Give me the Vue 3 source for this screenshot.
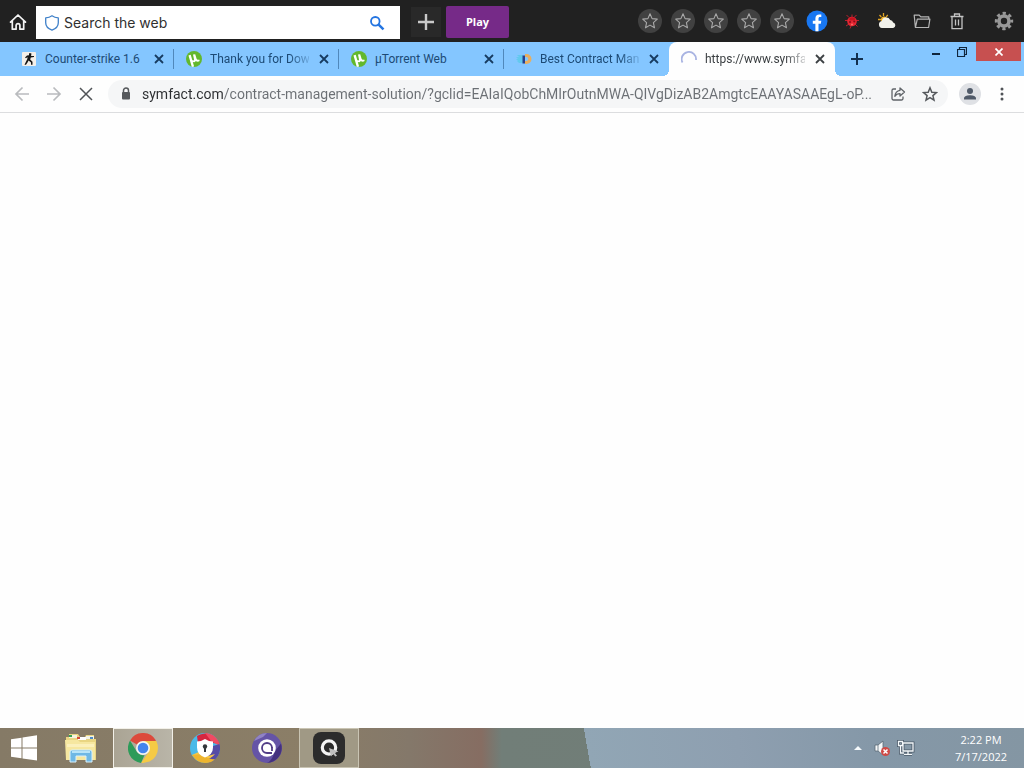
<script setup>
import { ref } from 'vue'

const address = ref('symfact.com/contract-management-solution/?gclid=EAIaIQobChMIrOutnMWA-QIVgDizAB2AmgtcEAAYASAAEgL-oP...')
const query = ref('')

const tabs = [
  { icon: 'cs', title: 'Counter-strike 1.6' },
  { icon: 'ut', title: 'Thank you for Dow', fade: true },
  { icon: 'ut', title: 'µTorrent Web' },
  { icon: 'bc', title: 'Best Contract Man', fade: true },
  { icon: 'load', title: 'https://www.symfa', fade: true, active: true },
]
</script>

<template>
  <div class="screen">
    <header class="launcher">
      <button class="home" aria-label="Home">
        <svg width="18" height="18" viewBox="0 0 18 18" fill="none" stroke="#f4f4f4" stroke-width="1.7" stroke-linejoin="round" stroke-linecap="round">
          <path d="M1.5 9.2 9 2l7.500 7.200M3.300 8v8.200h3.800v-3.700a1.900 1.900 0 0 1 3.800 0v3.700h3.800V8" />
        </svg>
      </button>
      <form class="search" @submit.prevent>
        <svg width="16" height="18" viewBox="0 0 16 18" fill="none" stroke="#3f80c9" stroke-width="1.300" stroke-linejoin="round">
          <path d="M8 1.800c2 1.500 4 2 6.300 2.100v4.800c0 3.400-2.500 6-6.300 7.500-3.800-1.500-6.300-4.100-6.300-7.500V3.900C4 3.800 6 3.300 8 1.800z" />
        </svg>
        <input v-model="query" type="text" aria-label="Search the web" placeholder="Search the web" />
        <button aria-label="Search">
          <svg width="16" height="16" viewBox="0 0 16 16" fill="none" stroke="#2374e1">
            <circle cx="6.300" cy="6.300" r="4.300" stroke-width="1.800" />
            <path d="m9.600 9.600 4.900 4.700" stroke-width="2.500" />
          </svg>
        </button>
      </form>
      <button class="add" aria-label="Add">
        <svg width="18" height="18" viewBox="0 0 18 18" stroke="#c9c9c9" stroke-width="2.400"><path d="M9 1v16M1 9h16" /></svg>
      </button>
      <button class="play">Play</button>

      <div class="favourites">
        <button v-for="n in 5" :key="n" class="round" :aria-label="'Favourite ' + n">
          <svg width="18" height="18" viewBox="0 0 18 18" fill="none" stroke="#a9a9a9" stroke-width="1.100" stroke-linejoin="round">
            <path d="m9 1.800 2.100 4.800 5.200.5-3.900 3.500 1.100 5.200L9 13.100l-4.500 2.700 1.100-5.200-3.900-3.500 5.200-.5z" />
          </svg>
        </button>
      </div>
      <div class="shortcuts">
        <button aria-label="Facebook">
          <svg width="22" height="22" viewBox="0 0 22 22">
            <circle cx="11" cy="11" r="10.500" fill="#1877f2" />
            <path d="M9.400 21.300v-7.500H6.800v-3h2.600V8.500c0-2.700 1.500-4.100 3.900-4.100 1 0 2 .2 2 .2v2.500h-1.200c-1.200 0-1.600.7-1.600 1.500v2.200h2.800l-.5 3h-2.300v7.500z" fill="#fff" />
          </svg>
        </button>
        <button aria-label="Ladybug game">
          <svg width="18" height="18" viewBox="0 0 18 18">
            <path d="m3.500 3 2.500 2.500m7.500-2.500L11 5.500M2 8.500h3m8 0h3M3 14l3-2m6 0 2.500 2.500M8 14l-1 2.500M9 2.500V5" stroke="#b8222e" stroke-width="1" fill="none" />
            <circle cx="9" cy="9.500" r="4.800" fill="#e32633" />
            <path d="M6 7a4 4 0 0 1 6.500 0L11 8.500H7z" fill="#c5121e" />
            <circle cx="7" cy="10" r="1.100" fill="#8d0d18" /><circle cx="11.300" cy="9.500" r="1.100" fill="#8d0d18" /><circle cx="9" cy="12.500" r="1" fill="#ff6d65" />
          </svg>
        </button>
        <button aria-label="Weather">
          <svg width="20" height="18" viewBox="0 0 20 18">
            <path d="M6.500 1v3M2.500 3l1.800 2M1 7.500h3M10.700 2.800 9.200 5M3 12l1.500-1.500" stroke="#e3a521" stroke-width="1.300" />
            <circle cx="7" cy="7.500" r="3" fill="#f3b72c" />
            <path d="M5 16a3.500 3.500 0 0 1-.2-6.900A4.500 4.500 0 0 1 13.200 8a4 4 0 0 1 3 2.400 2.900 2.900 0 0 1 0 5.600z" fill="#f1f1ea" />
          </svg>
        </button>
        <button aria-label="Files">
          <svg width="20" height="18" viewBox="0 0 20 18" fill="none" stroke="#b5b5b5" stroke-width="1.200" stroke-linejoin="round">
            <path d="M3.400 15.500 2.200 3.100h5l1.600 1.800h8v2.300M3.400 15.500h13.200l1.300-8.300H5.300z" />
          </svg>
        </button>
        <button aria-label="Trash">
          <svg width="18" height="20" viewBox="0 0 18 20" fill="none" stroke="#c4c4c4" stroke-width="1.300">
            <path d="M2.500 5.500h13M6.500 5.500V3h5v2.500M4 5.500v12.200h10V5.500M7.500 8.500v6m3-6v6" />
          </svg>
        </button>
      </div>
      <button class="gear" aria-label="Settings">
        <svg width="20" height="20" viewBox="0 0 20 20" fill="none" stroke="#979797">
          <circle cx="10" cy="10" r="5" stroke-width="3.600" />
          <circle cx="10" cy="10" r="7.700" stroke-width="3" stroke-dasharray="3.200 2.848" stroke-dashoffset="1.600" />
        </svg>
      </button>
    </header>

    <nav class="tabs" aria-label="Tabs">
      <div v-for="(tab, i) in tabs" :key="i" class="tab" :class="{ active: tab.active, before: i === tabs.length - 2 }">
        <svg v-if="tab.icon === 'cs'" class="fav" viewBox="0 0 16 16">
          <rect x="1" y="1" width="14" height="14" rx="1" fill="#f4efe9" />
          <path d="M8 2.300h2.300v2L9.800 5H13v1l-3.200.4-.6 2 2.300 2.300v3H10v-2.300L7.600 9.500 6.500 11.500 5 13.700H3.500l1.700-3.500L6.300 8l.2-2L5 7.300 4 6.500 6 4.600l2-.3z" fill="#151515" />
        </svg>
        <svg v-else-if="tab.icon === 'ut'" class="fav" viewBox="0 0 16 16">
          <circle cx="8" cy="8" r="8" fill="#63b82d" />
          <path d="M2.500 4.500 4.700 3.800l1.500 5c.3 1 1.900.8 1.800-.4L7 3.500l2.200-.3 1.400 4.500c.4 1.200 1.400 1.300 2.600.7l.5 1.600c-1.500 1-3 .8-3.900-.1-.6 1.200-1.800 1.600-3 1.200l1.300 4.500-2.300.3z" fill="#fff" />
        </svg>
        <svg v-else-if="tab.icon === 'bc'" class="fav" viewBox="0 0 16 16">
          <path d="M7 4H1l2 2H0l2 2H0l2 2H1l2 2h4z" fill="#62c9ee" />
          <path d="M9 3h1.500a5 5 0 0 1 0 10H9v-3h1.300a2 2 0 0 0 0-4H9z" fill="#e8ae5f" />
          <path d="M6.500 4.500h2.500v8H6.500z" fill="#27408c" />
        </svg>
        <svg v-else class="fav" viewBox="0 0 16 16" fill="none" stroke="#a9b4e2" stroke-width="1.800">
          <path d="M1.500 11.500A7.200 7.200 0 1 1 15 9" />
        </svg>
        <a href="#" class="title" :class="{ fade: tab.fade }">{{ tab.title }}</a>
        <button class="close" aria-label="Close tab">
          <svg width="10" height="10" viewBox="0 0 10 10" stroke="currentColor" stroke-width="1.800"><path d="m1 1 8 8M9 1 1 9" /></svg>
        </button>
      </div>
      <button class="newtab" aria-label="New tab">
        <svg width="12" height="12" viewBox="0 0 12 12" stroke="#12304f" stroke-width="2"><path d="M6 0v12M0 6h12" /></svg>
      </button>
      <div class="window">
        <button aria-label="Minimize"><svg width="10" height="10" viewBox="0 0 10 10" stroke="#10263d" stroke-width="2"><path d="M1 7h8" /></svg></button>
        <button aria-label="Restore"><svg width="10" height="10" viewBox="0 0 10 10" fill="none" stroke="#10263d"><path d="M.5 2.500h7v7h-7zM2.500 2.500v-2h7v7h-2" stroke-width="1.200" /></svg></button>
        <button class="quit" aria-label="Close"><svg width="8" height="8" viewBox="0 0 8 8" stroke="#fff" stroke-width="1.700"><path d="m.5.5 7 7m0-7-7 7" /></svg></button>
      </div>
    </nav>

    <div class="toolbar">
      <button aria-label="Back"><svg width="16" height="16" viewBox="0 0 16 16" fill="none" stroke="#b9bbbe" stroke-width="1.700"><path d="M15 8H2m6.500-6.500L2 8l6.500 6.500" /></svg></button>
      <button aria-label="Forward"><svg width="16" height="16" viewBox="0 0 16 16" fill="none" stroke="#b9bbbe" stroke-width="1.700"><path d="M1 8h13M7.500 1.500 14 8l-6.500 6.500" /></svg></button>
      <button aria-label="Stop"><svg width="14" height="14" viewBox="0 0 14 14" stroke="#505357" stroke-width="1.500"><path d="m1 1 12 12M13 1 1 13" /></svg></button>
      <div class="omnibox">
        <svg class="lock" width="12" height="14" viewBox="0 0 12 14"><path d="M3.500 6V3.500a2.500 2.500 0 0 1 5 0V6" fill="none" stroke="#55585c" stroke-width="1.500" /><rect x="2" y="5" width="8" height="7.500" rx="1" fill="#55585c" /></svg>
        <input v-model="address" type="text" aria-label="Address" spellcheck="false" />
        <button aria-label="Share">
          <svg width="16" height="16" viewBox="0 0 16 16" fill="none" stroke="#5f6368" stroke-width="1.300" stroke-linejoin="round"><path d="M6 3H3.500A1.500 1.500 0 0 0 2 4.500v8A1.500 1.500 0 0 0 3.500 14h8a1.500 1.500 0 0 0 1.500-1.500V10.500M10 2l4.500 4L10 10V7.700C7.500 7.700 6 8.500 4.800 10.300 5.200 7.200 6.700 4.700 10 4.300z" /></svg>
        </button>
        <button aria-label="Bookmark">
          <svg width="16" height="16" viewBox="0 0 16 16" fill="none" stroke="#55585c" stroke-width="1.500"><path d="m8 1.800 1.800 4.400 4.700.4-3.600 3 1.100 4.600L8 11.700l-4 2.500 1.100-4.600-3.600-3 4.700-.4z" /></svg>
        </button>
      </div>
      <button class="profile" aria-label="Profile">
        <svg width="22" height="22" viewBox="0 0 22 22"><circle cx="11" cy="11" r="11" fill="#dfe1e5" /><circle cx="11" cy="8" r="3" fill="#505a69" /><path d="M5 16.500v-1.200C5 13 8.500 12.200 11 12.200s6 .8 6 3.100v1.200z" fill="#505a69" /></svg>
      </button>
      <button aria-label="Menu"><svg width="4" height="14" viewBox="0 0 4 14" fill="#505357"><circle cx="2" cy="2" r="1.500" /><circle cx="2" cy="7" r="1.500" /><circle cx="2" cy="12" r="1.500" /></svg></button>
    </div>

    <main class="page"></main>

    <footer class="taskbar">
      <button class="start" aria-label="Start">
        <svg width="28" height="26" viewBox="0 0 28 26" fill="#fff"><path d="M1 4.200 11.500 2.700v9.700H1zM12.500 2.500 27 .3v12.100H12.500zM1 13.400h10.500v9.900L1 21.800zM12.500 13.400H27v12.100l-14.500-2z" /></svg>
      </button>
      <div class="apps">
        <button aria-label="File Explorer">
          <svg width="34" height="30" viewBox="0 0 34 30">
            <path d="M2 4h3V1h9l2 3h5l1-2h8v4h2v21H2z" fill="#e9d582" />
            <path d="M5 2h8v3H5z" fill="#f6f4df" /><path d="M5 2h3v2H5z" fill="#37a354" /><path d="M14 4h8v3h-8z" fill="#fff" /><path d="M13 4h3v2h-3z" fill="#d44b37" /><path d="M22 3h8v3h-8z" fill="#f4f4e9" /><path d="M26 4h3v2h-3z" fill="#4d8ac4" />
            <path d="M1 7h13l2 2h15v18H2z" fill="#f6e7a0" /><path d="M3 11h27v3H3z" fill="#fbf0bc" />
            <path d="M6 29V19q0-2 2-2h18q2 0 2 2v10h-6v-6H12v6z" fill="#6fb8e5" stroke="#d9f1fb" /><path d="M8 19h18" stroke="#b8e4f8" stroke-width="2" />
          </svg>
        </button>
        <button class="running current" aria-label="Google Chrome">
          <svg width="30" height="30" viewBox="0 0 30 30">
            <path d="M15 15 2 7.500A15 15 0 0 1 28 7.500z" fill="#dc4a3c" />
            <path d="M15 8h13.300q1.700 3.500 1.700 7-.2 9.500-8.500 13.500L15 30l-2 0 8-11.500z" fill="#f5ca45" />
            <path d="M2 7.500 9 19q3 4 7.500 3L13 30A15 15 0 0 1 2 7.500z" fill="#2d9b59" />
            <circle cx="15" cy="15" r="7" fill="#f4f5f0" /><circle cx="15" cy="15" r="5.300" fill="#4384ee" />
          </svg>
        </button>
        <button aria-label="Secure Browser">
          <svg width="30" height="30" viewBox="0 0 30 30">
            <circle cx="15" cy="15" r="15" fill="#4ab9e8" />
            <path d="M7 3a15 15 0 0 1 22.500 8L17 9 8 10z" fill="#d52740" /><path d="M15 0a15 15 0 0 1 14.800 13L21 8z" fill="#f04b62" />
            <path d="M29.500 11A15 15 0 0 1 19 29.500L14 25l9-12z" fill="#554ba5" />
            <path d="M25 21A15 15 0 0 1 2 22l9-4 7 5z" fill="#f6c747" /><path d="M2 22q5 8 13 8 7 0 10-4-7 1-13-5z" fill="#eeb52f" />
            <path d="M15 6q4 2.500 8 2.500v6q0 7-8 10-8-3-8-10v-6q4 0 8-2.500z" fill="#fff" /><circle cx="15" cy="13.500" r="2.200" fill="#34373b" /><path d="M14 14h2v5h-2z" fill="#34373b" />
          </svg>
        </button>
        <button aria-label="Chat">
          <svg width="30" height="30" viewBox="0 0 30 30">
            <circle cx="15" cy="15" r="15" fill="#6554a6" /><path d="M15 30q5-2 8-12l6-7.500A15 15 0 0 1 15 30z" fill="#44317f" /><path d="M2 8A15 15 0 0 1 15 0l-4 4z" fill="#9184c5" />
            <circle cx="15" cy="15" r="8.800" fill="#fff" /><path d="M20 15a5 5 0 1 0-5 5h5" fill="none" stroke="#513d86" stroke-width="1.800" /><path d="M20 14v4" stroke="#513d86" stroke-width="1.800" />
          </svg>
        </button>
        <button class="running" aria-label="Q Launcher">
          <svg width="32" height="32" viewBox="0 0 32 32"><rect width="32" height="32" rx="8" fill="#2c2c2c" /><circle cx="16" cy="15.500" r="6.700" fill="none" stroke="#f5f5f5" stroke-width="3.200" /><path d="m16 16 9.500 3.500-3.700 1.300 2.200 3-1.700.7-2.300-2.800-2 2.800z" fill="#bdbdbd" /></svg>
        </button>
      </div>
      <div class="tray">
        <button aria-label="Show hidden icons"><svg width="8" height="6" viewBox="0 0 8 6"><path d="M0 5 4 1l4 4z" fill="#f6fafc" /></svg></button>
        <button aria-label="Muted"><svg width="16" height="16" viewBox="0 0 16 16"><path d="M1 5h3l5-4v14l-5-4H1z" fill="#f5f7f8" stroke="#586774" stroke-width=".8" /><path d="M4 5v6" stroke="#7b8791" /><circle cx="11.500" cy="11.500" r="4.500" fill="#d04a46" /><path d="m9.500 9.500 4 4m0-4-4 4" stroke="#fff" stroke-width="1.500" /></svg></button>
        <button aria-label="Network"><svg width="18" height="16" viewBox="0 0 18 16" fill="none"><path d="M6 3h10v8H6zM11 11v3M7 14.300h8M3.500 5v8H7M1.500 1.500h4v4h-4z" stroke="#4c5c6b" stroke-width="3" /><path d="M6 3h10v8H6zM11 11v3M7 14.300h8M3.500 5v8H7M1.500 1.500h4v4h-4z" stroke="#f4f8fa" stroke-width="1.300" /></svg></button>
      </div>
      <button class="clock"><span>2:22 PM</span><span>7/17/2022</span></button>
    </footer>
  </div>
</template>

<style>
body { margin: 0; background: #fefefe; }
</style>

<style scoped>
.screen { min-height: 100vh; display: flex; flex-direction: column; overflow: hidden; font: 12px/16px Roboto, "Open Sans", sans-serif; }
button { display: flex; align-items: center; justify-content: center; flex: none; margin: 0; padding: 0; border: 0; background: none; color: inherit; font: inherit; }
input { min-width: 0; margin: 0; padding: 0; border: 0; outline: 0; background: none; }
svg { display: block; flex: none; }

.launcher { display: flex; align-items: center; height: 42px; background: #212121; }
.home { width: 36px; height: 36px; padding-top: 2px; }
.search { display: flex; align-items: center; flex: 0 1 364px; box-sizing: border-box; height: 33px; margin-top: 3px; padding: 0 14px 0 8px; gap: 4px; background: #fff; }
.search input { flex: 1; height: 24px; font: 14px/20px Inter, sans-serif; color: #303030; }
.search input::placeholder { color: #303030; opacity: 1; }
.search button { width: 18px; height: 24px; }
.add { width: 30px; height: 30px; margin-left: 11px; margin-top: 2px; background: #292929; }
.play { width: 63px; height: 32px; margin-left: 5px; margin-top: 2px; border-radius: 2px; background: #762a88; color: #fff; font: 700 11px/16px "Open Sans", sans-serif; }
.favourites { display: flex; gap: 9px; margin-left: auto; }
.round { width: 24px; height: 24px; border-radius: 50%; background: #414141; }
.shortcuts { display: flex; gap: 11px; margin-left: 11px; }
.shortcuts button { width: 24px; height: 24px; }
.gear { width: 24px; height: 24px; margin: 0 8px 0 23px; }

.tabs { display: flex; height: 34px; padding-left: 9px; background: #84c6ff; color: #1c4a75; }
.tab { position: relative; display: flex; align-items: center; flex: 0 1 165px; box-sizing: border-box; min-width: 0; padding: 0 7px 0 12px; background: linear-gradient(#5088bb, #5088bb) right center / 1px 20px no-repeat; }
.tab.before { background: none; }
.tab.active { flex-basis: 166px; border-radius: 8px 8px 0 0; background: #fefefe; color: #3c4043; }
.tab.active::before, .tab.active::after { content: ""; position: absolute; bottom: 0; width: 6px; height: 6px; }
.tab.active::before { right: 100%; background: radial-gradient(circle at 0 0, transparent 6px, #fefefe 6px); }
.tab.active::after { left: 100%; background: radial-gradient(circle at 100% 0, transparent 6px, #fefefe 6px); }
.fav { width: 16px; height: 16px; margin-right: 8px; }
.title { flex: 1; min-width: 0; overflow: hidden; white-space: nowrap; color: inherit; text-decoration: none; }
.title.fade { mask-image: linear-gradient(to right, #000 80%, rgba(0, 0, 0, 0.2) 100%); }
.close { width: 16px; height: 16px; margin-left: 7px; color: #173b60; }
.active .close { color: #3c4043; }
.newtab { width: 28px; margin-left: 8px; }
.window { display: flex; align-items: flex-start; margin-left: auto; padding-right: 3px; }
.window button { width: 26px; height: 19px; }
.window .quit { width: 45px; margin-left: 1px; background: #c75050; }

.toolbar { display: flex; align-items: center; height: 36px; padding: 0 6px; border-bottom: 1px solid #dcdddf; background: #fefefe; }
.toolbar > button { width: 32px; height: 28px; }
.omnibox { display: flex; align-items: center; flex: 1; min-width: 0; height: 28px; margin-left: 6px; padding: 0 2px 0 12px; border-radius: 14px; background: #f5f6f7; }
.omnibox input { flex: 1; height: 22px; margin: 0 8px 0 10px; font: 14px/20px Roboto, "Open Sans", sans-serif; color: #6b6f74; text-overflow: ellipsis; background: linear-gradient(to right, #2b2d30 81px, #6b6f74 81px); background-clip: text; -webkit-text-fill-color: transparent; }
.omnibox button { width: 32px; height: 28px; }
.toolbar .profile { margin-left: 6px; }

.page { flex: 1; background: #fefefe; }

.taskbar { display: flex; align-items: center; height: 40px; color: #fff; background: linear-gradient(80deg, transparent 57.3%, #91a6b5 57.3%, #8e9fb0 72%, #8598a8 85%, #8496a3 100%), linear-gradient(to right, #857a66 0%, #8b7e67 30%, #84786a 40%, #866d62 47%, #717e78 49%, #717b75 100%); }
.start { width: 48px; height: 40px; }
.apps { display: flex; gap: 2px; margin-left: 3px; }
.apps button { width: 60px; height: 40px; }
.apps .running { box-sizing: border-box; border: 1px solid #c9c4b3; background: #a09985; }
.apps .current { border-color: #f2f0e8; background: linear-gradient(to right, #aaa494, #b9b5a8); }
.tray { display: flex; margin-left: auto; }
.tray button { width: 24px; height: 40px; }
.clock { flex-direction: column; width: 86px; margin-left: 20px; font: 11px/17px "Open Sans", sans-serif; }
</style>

▶ [TASK PROMPT]:
The lines from the start of the data through the line that contains "const query = ref('')" are to be returned exactly, please, with both ends included and every picture left out.

▶ [WORKED ANSWER]:
Give me the Vue 3 source for this screenshot.
<script setup>
import { ref } from 'vue'

const address = ref('symfact.com/contract-management-solution/?gclid=EAIaIQobChMIrOutnMWA-QIVgDizAB2AmgtcEAAYASAAEgL-oP...')
const query = ref('')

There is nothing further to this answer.